Spaceflight will never tolerate carelessness, incapacity, and neglect. Somewhere, somehow, we screwed up. It could have been in design, build, or test. Whatever it was, we should have caught it. We were too gung ho about the schedule and we locked out all of the problems we saw each day in our work. Every element of the program was in trouble and so were we. The simulators were not working, Mission Control was behind in virtually every area, and the flight and test procedures changed daily. Nothing we did had any shelf life. Not one of us stood up and said, 'Dammit, stop!' I don't know what Thompson's committee will find as the cause, but I know what I find. We are the cause! We were not ready! We did not do our job. We were rolling the dice, hoping that things would come together by launch day, when in our hearts we knew it would take a miracle. We were pushing the schedule and betting that the Cape would slip before we did. From this day forward, Flight Control will be known by two words: 'Tough' and 'Competent.' Tough means we are forever accountable for what we do or what we fail to do. We will never again compromise our responsibilities. Every time we walk into Mission Control we will know what we stand for. Competent means we will never take anything for granted.
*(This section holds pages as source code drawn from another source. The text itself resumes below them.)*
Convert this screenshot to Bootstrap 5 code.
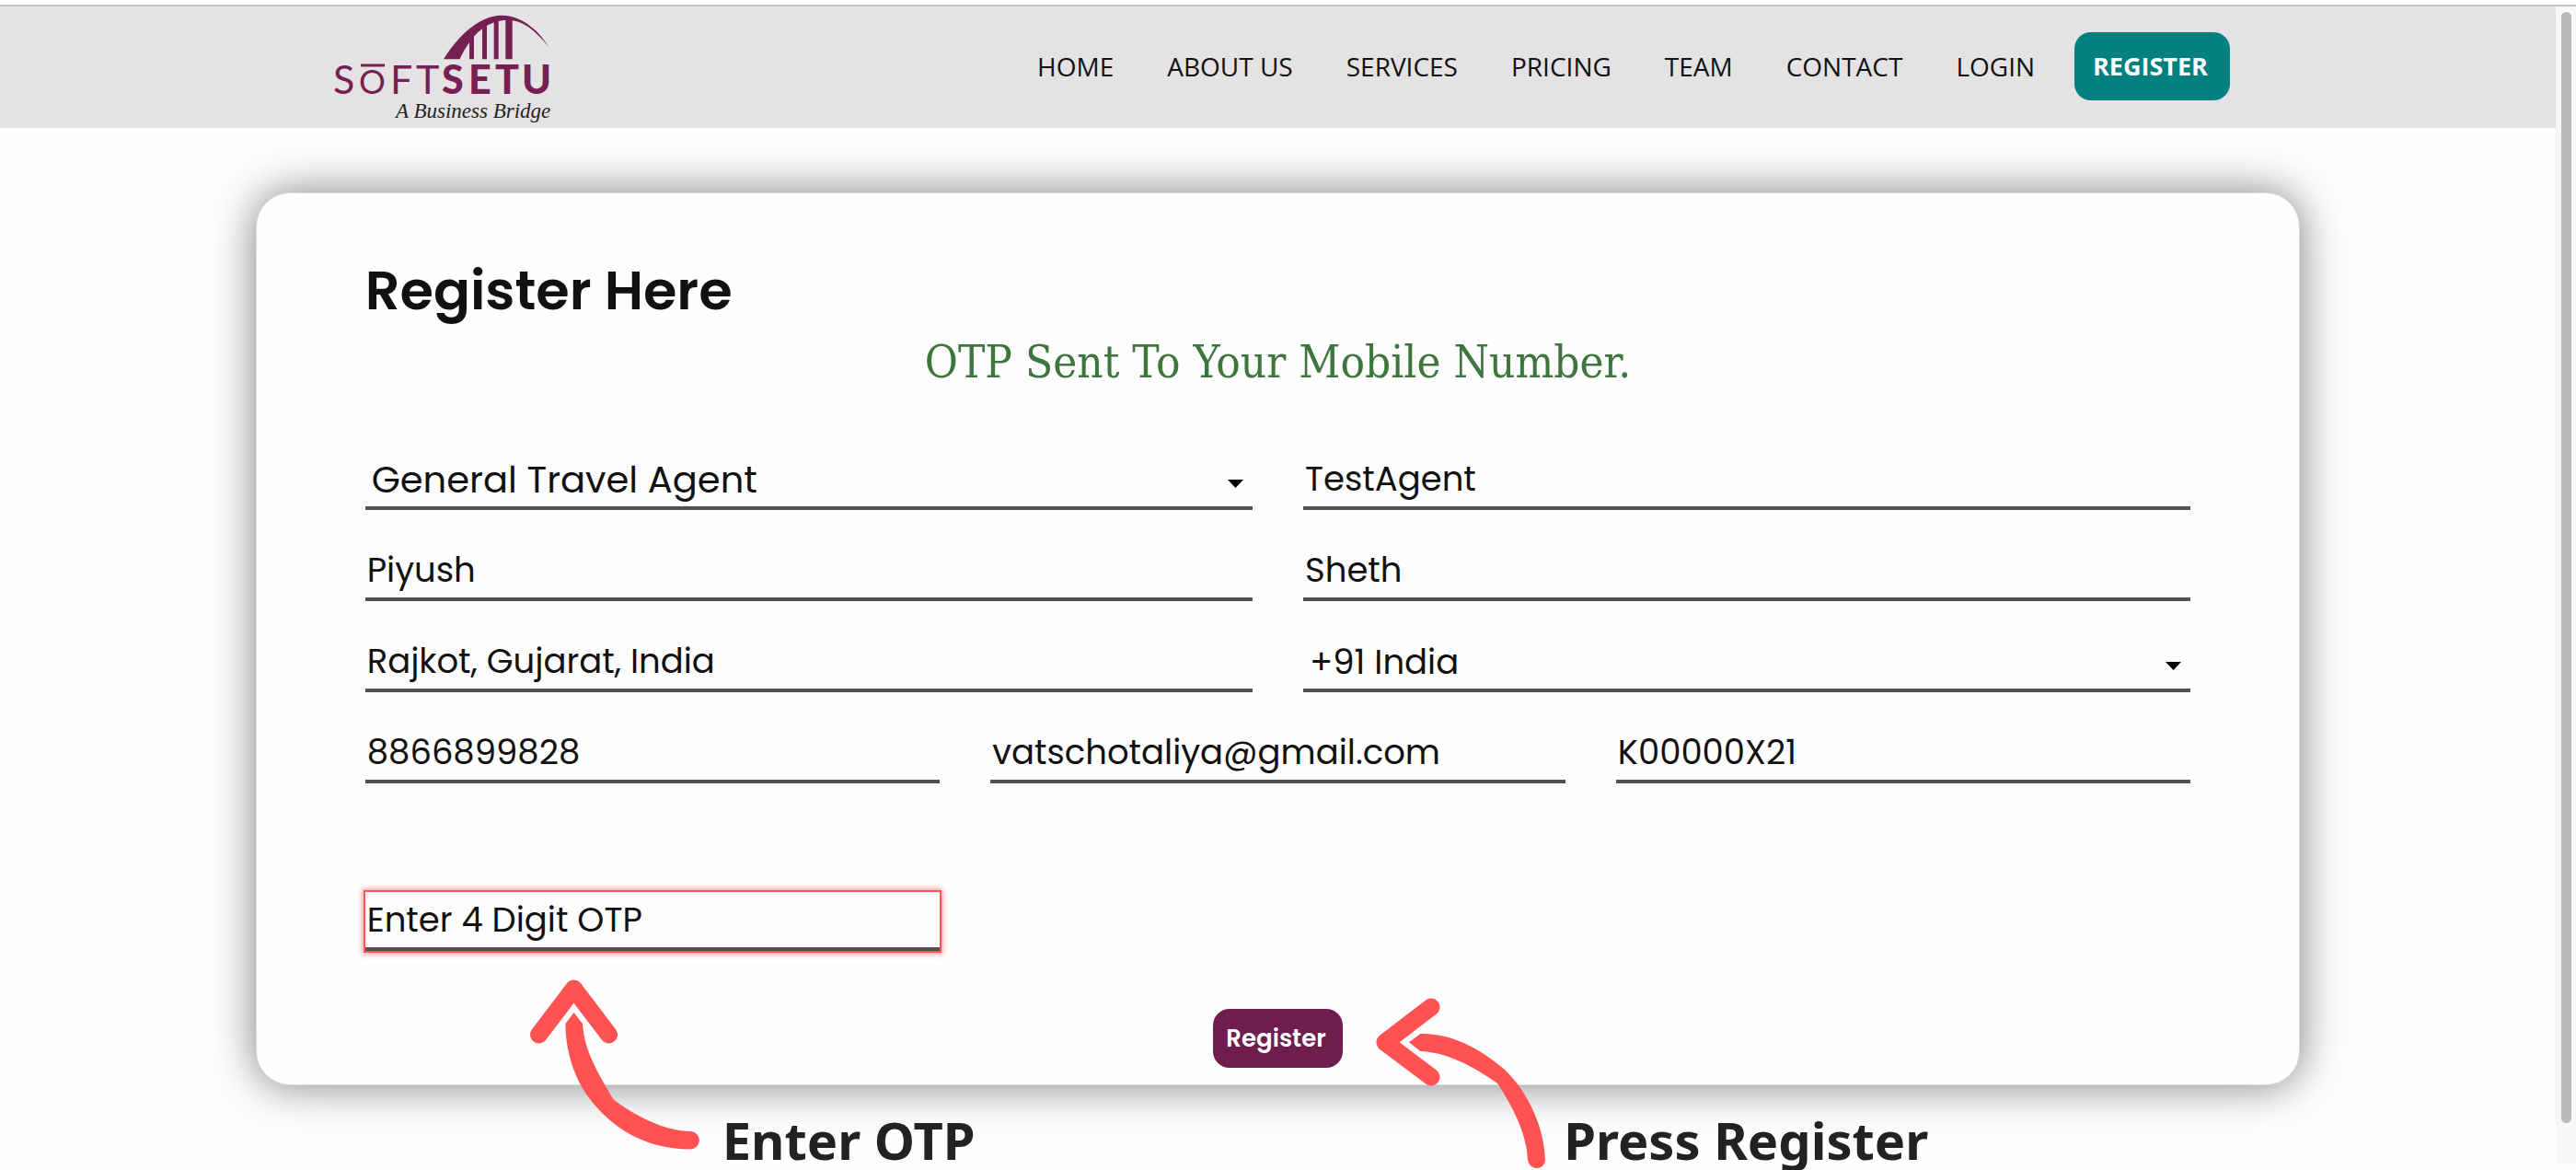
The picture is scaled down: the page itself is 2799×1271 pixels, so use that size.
<!DOCTYPE html>
<html lang="en">
<head>
<meta charset="utf-8">
<meta name="viewport" content="width=device-width, initial-scale=1">
<title>SoftSetu - Register</title>
<link href="https://cdn.jsdelivr.net/npm/bootstrap@5.3.0/dist/css/bootstrap.min.css" rel="stylesheet">
<style>
  body { font-family: Poppins, Inter, sans-serif; color: #111; background: #fefefe; }
  .window-edge { height: 7px; flex: none; background: #fff; border-bottom: 2px solid #c4c2c3; }
  .site-nav { background: #e4e2e3; height: 132px; padding: 0 12.75% 2px; }
  .site-nav .nav-link { font-family: "Open Sans", sans-serif; font-size: 28px; line-height: 34px; padding: 0 29px; color: #111; }
  .site-nav .btn-join { font-family: "Open Sans", sans-serif; font-size: 27px; line-height: 34px; font-weight: 700; color: #fff; background: #008080; border: 0; border-radius: 18px; padding: 20px 24px 20px 20px; margin-left: 14px; }
  .logo { width: 250px; height: 130px; }
  .form-panel { margin: 70px 10% 0; padding: 72px 118px 18px; border: 1px solid #d8d8d8; border-radius: 37px; background: #fefefe; box-shadow: 0 0 48px rgba(0,0,0,.5); }
  .panel-title { font-size: 59px; line-height: 68px; font-weight: 600; margin: 0 0 14px; }
  .otp-note { font-family: "Roboto Slab", "DejaVu Serif Condensed", "DejaVu Serif", serif; font-size: 49px; line-height: 60px; color: #3c763d; margin: 0 0 66px; text-align: center; }
  .fields { --bs-gutter-x: 55px; --bs-gutter-y: 35px; }
  .line-input { display: block; width: 100%; height: 64px; padding: 0 2px; border: 0; border-bottom: 4px solid #505050; border-radius: 0; background: transparent; color: #111; font-size: 37px; line-height: 60px; outline: 0; }
  .line-input::placeholder { color: #111; opacity: 1; }
  select.line-input { appearance: none; padding: 1px 7px 0; background: url("data:image/svg+xml,%3Csvg xmlns='http://www.w3.org/2000/svg' width='17' height='9'%3E%3Cpath d='M0 0h17L8.500 9z'/%3E%3C/svg%3E") no-repeat right 10px top 31px; }
  .line-input.wide-text { font-size: 40px; }
  .otp-row { margin-top: 83px; }
  .otp-active { box-shadow: 0 0 0 2px #ff5757, 0 0 6px 3px #ff8a8a; }
  .btn-send { font-size: 26px; line-height: 34px; font-weight: 600; color: #fff; background: #6f1d4d; border: 0; border-radius: 18px; padding: 15px 18px 15px 14px; margin-top: 63px; }
  .callout-layer { position: absolute; pointer-events: none; }
  .callout-label { font-family: "Segoe UI", "Noto Sans", sans-serif; font-weight: 700; font-size: 56px; line-height: 60px; color: #222; white-space: nowrap; }
  .arrow { width: 195px; height: 195px; fill: #ff5252; }
  .arrow polyline { fill: none; stroke: #ff5252; stroke-width: 19; stroke-linecap: round; stroke-linejoin: round; }
  .arrow-otp { left: 13.13%; top: 850px; }
  .label-otp { left: 22.8%; top: 998px; }
  .arrow-send { left: 54.55%; top: 870px; }
  .label-send { left: 64%; top: 998px; }
  .scroll-rail { width: 22px; flex: none; background: #f7f7f7; margin-bottom: 7px; padding: 6px 5px 44px 6px; }
  .scroll-thumb { height: 100%; border-radius: 6px; background: #b9b9b9; }
</style>
</head>
<body class="vh-100 overflow-hidden d-flex flex-column">
<div class="window-edge"></div>
<div class="d-flex flex-grow-1 overflow-hidden">
  <div class="flex-grow-1">
    <header>
      <nav class="site-nav d-flex align-items-center justify-content-between" aria-label="Main">
        <a href="#" aria-label="Softsetu home">
          <svg class="logo d-block" viewBox="354 7 250 130" role="img" aria-label="Softsetu, A Business Bridge">
            <g fill="#751f52">
              <path d="M482 64.300C500 36 522 17 545 16.700C568 17 586 34 596 51C582 33 568 22 553 22C529 21 512 38 499.500 64.300Z"/>
              <path d="M510 43L515 36V64.300H510ZM524 27L529 24V64.300H524ZM536.700 21H541.700V64.300H536.700ZM549.300 20H556.700V64.300H549.300Z"/>
              <rect x="392" y="69.500" width="26" height="3"/>
              <g font-family="Lato, sans-serif" font-size="43">
                <text x="362 390" y="101.500">S<tspan font-size="36">O</tspan></text>
                <text x="424 452" y="101.500">FT</text>
                <text x="480 509 538 567" y="101.500" font-weight="900">SETU</text>
              </g>
            </g>
            <text x="430" y="128" font-family="'Monotype Corsiva', 'Liberation Serif', serif" font-style="italic" font-size="23" fill="#222">A Business Bridge</text>
          </svg>
        </a>
        <div class="d-flex align-items-center">
          <a class="nav-link" href="#">HOME</a>
          <a class="nav-link" href="#">ABOUT US</a>
          <a class="nav-link" href="#">SERVICES</a>
          <a class="nav-link" href="#">PRICING</a>
          <a class="nav-link" href="#">TEAM</a>
          <a class="nav-link" href="#">CONTACT</a>
          <a class="nav-link" href="#">LOGIN</a>
          <a class="btn btn-join" href="#">REGISTER</a>
        </div>
      </nav>
    </header>
    <main class="form-panel position-relative">
      <h1 class="panel-title">Register Here</h1>
      <p class="otp-note">OTP Sent To Your Mobile Number.</p>
      <form>
        <div class="row fields">
          <div class="col-6"><select class="line-input wide-text" aria-label="Business type"><option>General Travel Agent</option></select></div>
          <div class="col-6"><input class="line-input" type="text" aria-label="Company name" value="TestAgent"></div>
          <div class="col-6"><input class="line-input" type="text" aria-label="First name" value="Piyush"></div>
          <div class="col-6"><input class="line-input" type="text" aria-label="Last name" value="Sheth"></div>
          <div class="col-6"><input class="line-input" type="text" aria-label="City" value="Rajkot, Gujarat, India"></div>
          <div class="col-6"><select class="line-input" aria-label="Country code"><option>+91 India</option></select></div>
          <div class="col-4"><input class="line-input" type="tel" aria-label="Mobile number" value="8866899828"></div>
          <div class="col-4"><input class="line-input" type="email" aria-label="Email" value="vatschotaliya@gmail.com"></div>
          <div class="col-4"><input class="line-input" type="text" aria-label="Reference code" value="K00000X21"></div>
        </div>
        <div class="row fields otp-row">
          <div class="col-4"><input class="line-input otp-active" type="text" aria-label="One-time password" placeholder="Enter 4 Digit OTP"></div>
        </div>
        <div class="text-center"><button class="btn btn-send" type="button">Register</button></div>
      </form>

      <svg class="callout-layer arrow arrow-otp" viewBox="570 1060 195 195" aria-hidden="true">
        <polyline points="585.500,1124 623.500,1074 661.500,1124"/>
        <path d="M623.500 1100L633 1112C635 1142 649 1164 666.700 1194.500C690 1212 722 1229 751 1229C763 1231 763 1247 750 1248.600C700 1248 665 1225 641 1194C622 1169 614.400 1138 614.400 1112Z"/>
      </svg>
      <div class="callout-layer callout-label label-otp">Enter OTP</div>
      <svg class="callout-layer arrow arrow-send" viewBox="1490 1080 195 195" aria-hidden="true">
        <polyline points="1556,1094 1506,1132.300 1556,1170"/>
        <path d="M1532 1132.300L1544.400 1123C1580 1122 1613 1142 1636 1162C1664 1189 1679 1228 1680 1260C1679 1272 1663 1272 1661 1260C1660 1232 1645 1203 1628.300 1177C1600 1157 1572 1143 1544.400 1142Z"/>
      </svg>
      <div class="callout-layer callout-label label-send">Press Register</div>
    </main>
  </div>
  <div class="scroll-rail"><div class="scroll-thumb"></div></div>
</div>
<script src="https://cdn.jsdelivr.net/npm/bootstrap@5.3.0/dist/js/bootstrap.bundle.min.js"></script>
</body>
</html>
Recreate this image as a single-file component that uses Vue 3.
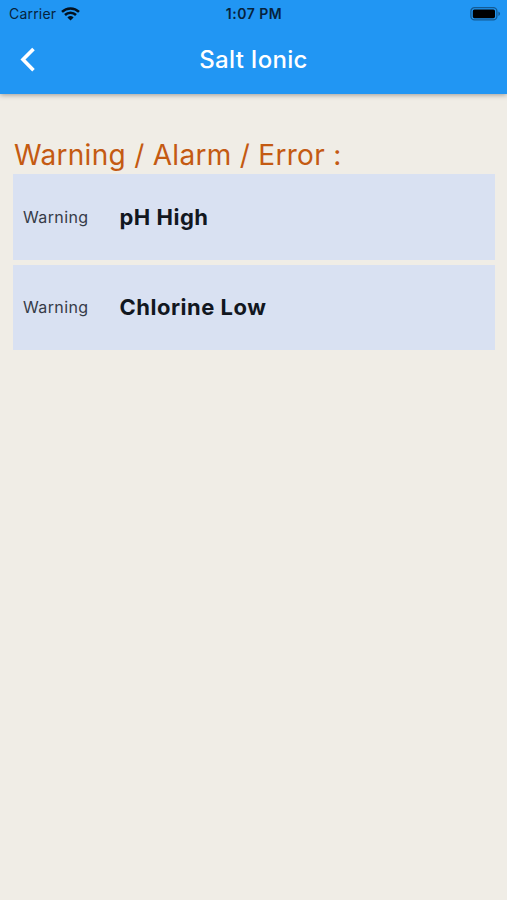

We will never be found short in our knowledge and in our skills. Mission Control will be perfect. When you leave this meeting today you will go to your office and the first thing you will do there is to write 'Tough and Competent' on your blackboards. It will never be erased. Each day when you enter the room these words will remind you of the price paid by Grissom, White, and Chaffee. These words are the price of admission to the ranks of Mission Control.


It's a sentiment which is very much out of fashion now!